Lessons to be learned
It is not unusual for leaders to struggle to get the votes for international agreements. US Presidents traditionally struggle to summon the votes for trade agreements they negotiate, but they just about get the numbers. Incoming leaders have a habit of jettisoning agreements negotiated by their predecessors, as Donald Trump did for the Trans Pacific Partnership, but they have the excuse of not having been the negotiator.
This and future UK Governments must learn that it is not automatic that Parliament will support their Government’s agreements. To deliver this requires considerably more engagement with MPs, starting with the definition of clear and deliverable negotiating objectives, with support across parties sufficient to pass through Parliament when the moment comes. This can also help strengthen a negotiating hand, another lesson from others not implemented in the UK.
Bringing business and other stakeholders on board will also help, not least in ensuring a consistent message is delivered to the other side. It was a source of frustration to many of us on the UK side that when meeting Commission or Member State contacts we couldn’t help explain the UK position. The Government has to realise that negotiations do not just take place in the negotiating room, but in the many other contacts the two sides have.

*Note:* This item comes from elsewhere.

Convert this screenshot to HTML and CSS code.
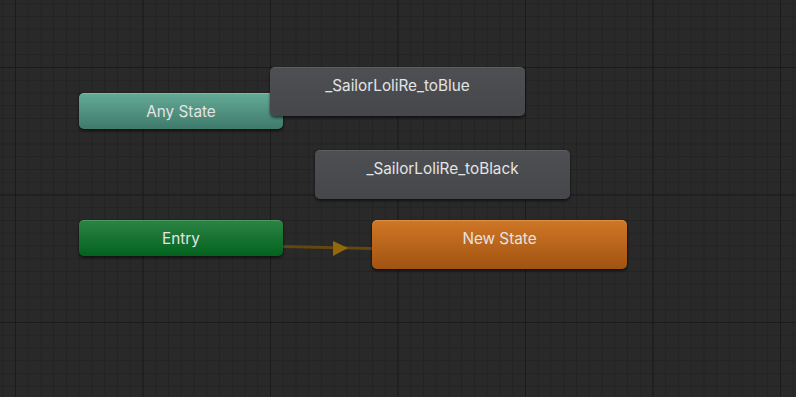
FILE: index.html
```html
<!DOCTYPE html>
<html>
<head>
<meta charset="utf-8">
<link rel="stylesheet" href="styles.css">
</head>
<body>
<div class="canvas">
  <svg class="grid" width="796" height="397" viewBox="0 0 796 397" shape-rendering="crispEdges">
    <defs>
      <pattern id="minor" width="12.75" height="12.75" patternUnits="userSpaceOnUse" x="15" y="67">
        <path d="M0 0.5H12.75M0.5 0V12.75" stroke="#232323" stroke-width="1" fill="none"/>
      </pattern>
      <pattern id="major" width="127.5" height="127.5" patternUnits="userSpaceOnUse" x="15" y="67">
        <path d="M0 0.5H127.5M0.5 0V127.5" stroke="#1b1b1b" stroke-width="1" fill="none"/>
      </pattern>
    </defs>
    <rect width="796" height="397" fill="url(#minor)"/>
    <rect width="796" height="397" fill="url(#major)"/>
  </svg>

  <svg class="links" width="796" height="397" viewBox="0 0 796 397">
    <line x1="283" y1="246.5" x2="372" y2="248.5" stroke="#634610" stroke-width="3"/>
    <polygon points="333,241 348,248 333,256" fill="#93680a"/>
  </svg>

  <div class="node any">Any State</div>
  <div class="node state blue">_SailorLoliRe_toBlue</div>
  <div class="node state black">_SailorLoliRe_toBlack</div>
  <div class="node entry">Entry</div>
  <div class="node state orange">New State</div>
</div>
</body>
</html>
```

FILE: styles.css
```css
html, body {
  margin: 0;
  padding: 0;
  background: #292929;
}

.canvas {
  position: relative;
  width: 796px;
  height: 397px;
  overflow: hidden;
  background: #292929;
  font-family: Inter, "Noto Sans", sans-serif;
}

.grid, .links {
  position: absolute;
  left: 0;
  top: 0;
}

.node {
  position: absolute;
  box-sizing: border-box;
  border-radius: 5px;
  padding-top: 9px;
  line-height: 18px;
  font-size: 15.3px;
  text-align: center;
  color: #e4e4e4;
  box-shadow: 0 2px 3px rgba(0, 0, 0, 0.55), 0 0 1px rgba(0, 0, 0, 0.6);
  white-space: nowrap;
}

.any {
  left: 79px;
  top: 93px;
  width: 204px;
  height: 36px;
  background: linear-gradient(#63a996, #3f7a6b);
  border-top: 1px solid #7bbcab;
}

.entry {
  left: 79px;
  top: 220px;
  width: 204px;
  height: 36px;
  background: linear-gradient(#2b8343, #03621f);
  border-top: 1px solid #4a9a5e;
}

.state {
  width: 255px;
  height: 49px;
  background: linear-gradient(#4e4f53, #46474b);
  border-top: 1px solid #5d5e62;
}

.blue {
  left: 270px;
  top: 67px;
}

.black {
  left: 315px;
  top: 150px;
}

.orange {
  left: 372px;
  top: 220px;
  background: linear-gradient(#cf7626, #a15311);
  border-top: 1px solid #de9049;
}
```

The UK will soon have the chance to put these learning points into play, just as the EU learnt much from TTIP negotiations and implemented their learning in Brexit talks. This will either come in the negotiation of the relationship, if the deal passes, or potentially in the renegotiation of the Brexit deal if the UK requests a different kind of deal accompanied by a long extension. It is to be hoped that the second effort will be rather more successful than the first.